You can limit how much RAM is available to each one, so one app doesn’t eat all of your RAM. Same with CPU.

This can be done with containers and you don't get the overhead of virtualizing a whole operating system for every service/app you might be hosting.

Virtual Machines can be backed up, uploaded to remote storage, and restored.

This can also be done with containers in a more elegant way as there's no need to back up any VM/OS data.

E.g. I have a docker compose file that can nearly immediately stand up a container with the right settings/image, point it to my restored data and be up and running in no time. The best part is i don't need to back up the container/OS because that data is irrelevant.

When it’s time to do a big update on your main machine (either changing OS or getting new hardware), restoring VM’s is super simple compared to the alternative.

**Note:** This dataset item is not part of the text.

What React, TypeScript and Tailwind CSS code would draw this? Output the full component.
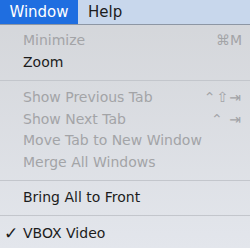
export default function App() {
  const font = { fontFamily: '"Lucida Grande", "DejaVu Sans", sans-serif' };
  const item = "flex h-[21.5px] items-center justify-between pl-[23px] pr-[8px] text-[14px]";
  const off = "text-[#a3a4a7]";
  const on = "text-[#1c1c1c]";
  const sep = <div className="my-[6.5px] h-px bg-[#c3c6cc]" />;

  return (
    <div style={font} className="relative h-[248px] w-[250px] overflow-hidden bg-gradient-to-b from-[#d3d5d9] to-[#e3e6ec]">
      <div className="flex h-[25px] border-b border-[#8d96a4] bg-[#c8d7ec] text-[15px]">
        <div className="flex w-[78px] items-center justify-center bg-[#1f6ee0] text-white">Window</div>
        <div className="flex items-center pl-[10px] text-[#1c1c1c]">Help</div>
      </div>
      <div className="pt-[5px]">
        <div className={`${item} ${off}`}>
          <span>Minimize</span>
          <span>⌘M</span>
        </div>
        <div className={`${item} ${on}`}>
          <span>Zoom</span>
        </div>
        {sep}
        <div className={`${item} ${off}`}>
          <span>Show Previous Tab</span>
          <span className="tracking-[1px]">⌃⇧⇥</span>
        </div>
        <div className={`${item} ${off}`}>
          <span>Show Next Tab</span>
          <span className="tracking-[1px]">⌃ ⇥</span>
        </div>
        <div className={`${item} ${off}`}>
          <span>Move Tab to New Window</span>
        </div>
        <div className={`${item} ${off}`}>
          <span>Merge All Windows</span>
        </div>
        {sep}
        <div className={`${item} ${on}`}>
          <span>Bring All to Front</span>
        </div>
        {sep}
        <div className={`relative ${item} ${on}`}>
          <span className="absolute left-[4px] text-[17px]">✓</span>
          <span>VBOX Video</span>
        </div>
      </div>
    </div>
  );
}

With the alternative you just restore your data and run docker-compose up -d. Docker will handle the process of building, starting and managing the service.

Simple example: Your minecraft server died but you have backups. You just restore the data to /docker/minecraft. Then (to keep things really simple) you just run:

docker run -d -p 25565:25565 --name minecraft -e EULA=TRUE -v /docker/minecraft:/data itzg/minecraft-server

and in a few minutes your server is ready to go.

[-] walden@sub.wetshaving.social 1 points 7 months ago

If that's the way you'd prefer to do it, I highly recommend taking that approach.